**Records shown**:
<<<<

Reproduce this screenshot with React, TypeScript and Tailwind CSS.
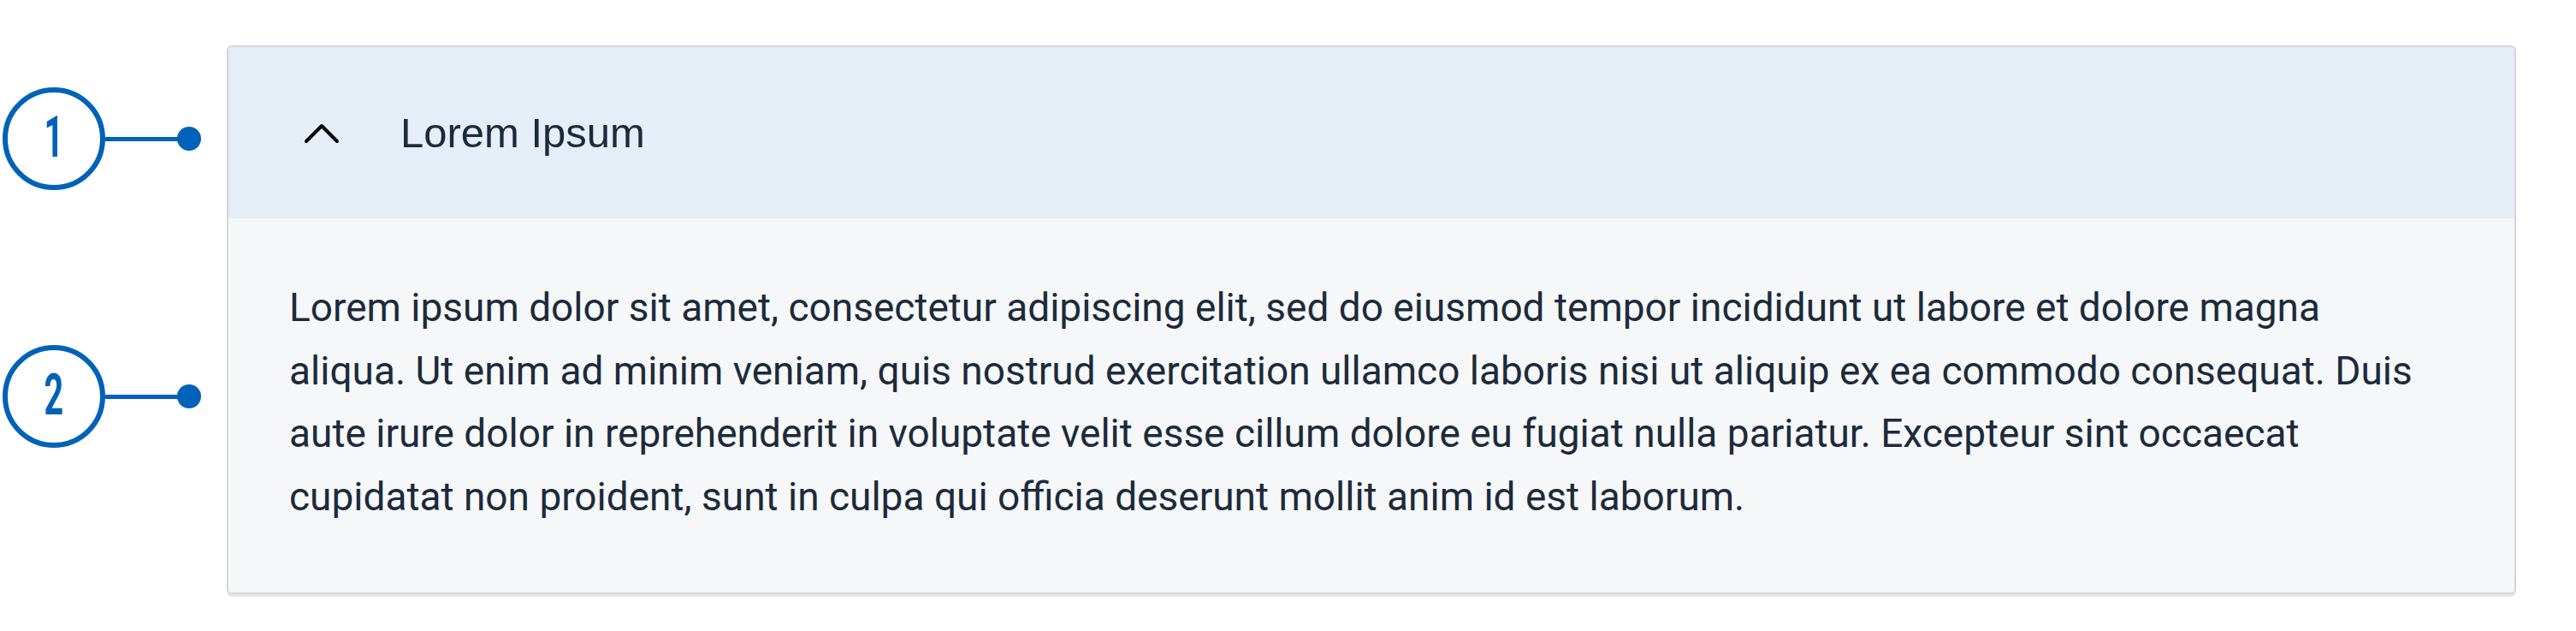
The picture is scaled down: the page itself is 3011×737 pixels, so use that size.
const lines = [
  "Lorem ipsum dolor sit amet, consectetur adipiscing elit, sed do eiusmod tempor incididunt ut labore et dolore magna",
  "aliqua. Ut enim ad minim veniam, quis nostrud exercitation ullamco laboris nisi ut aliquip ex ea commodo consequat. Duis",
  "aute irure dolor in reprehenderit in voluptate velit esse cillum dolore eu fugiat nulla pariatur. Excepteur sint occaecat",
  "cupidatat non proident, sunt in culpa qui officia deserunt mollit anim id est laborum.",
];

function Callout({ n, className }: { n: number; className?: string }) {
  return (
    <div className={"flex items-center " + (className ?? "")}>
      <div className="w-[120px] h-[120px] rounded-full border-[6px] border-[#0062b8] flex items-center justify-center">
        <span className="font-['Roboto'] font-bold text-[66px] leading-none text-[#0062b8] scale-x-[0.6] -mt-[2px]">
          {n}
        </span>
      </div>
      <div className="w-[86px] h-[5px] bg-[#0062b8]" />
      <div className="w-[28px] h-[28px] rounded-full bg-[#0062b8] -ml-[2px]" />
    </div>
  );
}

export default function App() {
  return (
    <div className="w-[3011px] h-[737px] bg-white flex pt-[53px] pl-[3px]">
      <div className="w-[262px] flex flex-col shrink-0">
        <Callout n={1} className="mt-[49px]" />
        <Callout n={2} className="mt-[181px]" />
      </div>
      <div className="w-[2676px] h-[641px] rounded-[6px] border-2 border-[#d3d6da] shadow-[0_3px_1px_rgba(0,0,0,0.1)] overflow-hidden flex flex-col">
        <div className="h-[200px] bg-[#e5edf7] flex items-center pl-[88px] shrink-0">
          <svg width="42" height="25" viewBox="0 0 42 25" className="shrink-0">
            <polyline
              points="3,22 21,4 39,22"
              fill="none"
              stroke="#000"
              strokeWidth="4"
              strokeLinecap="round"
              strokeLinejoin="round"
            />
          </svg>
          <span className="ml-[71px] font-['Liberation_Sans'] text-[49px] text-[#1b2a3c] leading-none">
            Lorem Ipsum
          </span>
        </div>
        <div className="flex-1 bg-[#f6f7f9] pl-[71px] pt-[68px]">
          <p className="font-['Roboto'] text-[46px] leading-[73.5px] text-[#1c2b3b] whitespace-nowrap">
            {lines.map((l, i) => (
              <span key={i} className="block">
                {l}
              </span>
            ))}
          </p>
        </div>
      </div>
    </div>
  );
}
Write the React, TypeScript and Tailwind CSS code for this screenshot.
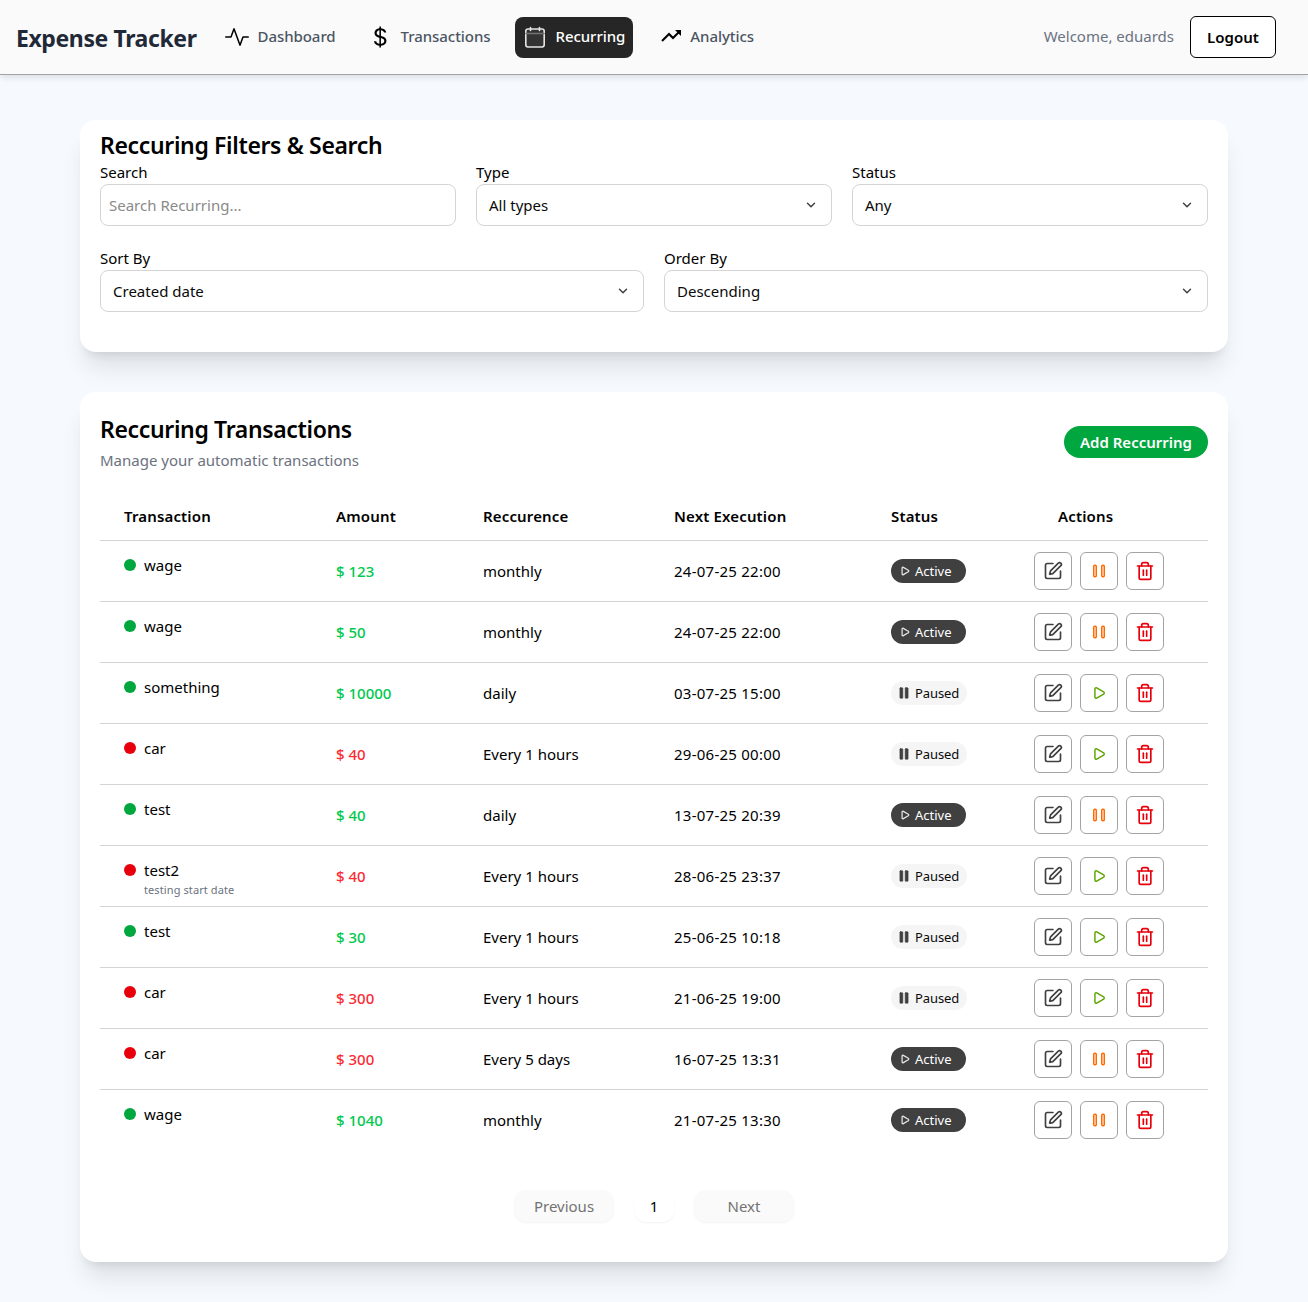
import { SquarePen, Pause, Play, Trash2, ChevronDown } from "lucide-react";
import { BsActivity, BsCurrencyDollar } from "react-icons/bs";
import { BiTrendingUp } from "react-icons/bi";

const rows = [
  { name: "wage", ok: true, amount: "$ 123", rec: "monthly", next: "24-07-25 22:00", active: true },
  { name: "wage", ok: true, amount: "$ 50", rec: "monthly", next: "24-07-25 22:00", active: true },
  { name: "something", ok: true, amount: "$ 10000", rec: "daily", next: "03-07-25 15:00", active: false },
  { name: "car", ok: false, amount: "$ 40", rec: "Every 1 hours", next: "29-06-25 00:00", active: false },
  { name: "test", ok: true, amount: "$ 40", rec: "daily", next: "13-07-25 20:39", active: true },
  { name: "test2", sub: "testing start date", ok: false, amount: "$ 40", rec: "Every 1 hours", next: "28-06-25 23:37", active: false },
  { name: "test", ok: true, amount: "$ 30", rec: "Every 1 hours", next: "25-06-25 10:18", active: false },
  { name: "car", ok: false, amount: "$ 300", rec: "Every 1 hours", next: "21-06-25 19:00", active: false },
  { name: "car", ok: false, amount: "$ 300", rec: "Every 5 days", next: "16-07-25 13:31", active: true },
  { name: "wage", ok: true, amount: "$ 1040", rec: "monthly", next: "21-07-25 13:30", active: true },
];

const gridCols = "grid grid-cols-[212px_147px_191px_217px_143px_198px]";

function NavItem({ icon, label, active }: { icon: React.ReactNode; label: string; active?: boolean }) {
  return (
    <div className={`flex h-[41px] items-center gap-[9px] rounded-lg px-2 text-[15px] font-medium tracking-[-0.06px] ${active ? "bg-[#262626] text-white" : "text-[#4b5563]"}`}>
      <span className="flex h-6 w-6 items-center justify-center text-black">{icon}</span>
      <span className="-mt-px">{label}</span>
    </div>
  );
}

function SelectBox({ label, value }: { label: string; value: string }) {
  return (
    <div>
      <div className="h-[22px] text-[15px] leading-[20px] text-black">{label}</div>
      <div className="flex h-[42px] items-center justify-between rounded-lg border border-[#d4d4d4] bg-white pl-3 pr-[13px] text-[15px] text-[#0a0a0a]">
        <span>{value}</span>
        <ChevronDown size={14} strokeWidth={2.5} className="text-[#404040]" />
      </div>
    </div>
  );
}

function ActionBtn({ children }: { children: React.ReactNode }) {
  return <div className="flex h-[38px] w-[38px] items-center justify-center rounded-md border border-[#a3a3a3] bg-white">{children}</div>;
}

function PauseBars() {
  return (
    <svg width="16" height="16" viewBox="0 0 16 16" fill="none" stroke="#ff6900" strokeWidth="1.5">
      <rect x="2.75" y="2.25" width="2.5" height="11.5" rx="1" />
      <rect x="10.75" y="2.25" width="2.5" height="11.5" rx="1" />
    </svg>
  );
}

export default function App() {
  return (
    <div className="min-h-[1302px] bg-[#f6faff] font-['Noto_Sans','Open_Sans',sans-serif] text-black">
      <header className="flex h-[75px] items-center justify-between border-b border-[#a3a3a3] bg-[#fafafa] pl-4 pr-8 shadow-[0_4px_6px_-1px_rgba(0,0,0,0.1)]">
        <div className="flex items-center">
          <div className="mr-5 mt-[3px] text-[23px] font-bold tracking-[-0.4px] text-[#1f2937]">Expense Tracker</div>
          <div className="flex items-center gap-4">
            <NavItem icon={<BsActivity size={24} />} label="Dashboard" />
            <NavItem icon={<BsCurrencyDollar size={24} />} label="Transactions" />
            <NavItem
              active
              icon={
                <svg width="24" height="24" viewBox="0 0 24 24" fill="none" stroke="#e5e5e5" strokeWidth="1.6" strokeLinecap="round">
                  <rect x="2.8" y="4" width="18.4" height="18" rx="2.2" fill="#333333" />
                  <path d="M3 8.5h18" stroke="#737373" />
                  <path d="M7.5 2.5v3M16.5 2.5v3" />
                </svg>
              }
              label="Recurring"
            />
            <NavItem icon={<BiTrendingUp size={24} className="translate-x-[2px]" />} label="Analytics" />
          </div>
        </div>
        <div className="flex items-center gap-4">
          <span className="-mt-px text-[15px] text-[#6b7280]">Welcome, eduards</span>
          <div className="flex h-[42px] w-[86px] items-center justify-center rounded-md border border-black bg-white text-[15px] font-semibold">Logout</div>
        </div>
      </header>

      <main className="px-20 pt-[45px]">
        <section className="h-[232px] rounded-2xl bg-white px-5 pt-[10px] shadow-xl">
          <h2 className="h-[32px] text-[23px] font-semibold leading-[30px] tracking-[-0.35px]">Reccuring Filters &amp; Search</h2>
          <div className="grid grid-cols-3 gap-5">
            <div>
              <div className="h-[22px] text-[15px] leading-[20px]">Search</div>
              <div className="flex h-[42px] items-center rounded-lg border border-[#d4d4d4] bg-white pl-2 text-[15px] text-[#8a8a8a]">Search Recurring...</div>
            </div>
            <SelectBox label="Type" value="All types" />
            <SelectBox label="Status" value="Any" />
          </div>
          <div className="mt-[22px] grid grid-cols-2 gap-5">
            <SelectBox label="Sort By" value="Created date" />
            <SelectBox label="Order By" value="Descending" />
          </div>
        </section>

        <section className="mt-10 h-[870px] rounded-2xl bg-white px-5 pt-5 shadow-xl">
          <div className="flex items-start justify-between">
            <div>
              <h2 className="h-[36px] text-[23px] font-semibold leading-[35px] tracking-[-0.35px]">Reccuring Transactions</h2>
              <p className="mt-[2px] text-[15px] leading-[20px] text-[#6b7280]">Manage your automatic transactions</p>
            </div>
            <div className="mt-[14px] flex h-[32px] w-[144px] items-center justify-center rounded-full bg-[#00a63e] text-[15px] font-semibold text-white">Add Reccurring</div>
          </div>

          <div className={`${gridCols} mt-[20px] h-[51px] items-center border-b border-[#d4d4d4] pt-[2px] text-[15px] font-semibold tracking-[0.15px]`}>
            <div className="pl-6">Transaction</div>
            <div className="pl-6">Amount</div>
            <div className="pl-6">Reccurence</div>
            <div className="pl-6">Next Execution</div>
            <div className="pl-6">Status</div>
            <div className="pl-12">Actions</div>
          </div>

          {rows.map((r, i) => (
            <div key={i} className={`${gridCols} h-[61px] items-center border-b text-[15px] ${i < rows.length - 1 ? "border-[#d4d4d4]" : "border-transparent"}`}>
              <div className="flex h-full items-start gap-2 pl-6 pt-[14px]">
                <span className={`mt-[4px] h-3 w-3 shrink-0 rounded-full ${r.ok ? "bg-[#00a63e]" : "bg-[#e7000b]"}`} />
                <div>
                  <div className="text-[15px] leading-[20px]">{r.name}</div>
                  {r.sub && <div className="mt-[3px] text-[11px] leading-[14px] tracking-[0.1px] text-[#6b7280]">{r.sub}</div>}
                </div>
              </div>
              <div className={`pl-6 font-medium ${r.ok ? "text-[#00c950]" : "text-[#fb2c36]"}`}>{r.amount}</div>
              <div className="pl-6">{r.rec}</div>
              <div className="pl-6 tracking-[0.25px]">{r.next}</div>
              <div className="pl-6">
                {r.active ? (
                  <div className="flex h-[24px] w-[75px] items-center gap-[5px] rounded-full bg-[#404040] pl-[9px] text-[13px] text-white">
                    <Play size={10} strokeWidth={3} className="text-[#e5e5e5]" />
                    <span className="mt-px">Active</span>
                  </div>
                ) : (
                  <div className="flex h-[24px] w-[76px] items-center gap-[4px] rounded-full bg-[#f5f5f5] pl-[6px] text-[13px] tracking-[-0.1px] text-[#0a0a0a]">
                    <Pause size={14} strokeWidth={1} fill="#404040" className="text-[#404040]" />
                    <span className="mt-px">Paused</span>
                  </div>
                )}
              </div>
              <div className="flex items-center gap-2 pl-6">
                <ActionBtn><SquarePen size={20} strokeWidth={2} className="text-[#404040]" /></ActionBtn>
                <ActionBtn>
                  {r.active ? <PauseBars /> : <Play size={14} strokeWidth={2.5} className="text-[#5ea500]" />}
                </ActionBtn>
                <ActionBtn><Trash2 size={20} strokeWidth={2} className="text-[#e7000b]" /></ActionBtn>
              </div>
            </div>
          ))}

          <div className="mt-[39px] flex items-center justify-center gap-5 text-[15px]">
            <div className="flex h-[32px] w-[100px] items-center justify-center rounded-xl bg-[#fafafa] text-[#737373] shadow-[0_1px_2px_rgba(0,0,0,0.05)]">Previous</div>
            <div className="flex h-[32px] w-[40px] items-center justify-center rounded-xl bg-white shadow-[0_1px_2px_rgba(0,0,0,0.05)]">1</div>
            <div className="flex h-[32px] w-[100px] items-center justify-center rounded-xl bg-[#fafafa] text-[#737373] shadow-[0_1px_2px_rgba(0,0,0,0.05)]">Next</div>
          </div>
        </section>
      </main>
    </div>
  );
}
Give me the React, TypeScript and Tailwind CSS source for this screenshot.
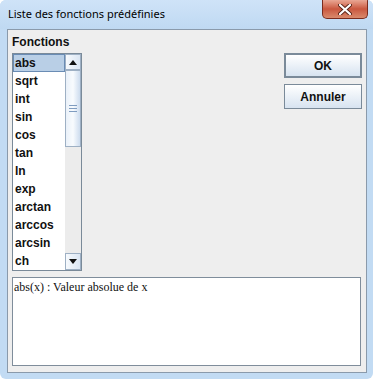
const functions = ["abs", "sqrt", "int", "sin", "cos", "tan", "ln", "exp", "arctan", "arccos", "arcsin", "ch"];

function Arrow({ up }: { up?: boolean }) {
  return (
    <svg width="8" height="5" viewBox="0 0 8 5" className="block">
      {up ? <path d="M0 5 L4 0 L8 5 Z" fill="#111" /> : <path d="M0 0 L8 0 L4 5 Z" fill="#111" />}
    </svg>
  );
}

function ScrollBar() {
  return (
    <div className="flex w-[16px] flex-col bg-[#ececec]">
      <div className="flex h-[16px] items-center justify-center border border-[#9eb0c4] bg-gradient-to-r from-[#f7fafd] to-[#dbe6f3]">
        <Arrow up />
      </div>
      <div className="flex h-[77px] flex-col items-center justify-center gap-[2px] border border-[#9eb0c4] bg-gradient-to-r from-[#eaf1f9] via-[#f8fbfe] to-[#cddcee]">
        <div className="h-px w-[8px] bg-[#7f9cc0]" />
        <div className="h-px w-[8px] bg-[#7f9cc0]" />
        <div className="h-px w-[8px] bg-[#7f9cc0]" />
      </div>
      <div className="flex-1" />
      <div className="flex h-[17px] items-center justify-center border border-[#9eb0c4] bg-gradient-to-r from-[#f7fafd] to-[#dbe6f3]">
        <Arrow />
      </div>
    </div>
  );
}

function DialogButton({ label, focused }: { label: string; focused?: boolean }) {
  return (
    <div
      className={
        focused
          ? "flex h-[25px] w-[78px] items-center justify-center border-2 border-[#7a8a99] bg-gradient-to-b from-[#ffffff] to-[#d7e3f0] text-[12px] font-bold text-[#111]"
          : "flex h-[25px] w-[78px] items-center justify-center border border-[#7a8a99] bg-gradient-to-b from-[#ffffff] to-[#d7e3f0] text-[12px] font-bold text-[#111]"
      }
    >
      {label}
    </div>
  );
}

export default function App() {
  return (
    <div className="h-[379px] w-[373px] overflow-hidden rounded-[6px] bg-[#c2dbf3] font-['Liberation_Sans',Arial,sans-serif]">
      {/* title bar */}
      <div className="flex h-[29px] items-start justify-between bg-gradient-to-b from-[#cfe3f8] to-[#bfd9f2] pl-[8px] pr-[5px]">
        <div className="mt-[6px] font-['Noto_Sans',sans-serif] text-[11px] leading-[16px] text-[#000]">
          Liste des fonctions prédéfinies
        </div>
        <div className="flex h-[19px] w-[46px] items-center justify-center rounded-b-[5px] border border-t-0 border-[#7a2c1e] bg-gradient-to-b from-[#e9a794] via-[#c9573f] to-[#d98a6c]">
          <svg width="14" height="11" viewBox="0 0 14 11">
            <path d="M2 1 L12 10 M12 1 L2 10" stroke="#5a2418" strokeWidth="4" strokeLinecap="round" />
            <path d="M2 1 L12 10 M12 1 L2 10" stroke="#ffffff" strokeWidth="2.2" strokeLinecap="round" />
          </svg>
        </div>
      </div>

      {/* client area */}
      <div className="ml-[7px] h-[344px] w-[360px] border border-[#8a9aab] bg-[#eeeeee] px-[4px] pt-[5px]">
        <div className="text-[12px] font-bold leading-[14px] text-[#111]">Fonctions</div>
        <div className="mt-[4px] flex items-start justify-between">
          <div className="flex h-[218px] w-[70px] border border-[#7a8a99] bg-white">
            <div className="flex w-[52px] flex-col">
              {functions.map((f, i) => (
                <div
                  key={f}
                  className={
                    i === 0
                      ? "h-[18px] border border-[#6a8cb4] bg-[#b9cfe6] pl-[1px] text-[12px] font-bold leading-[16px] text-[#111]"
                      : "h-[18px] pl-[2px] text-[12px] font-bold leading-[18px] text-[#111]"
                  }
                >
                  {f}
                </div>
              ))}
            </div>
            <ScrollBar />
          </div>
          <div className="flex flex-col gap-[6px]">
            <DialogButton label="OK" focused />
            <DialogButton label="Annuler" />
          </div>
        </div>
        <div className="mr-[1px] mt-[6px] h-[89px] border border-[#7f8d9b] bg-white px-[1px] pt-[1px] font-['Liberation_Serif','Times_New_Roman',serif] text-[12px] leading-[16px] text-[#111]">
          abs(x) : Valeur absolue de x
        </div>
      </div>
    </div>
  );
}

>>>>

**Request**: Copy, from the material above, each line in which the string "screenshot" occurs.

**Complete answer**:
Reproduce this screenshot with React, TypeScript and Tailwind CSS.
Write the React, TypeScript and Tailwind CSS code for this screenshot.
Give me the React, TypeScript and Tailwind CSS source for this screenshot.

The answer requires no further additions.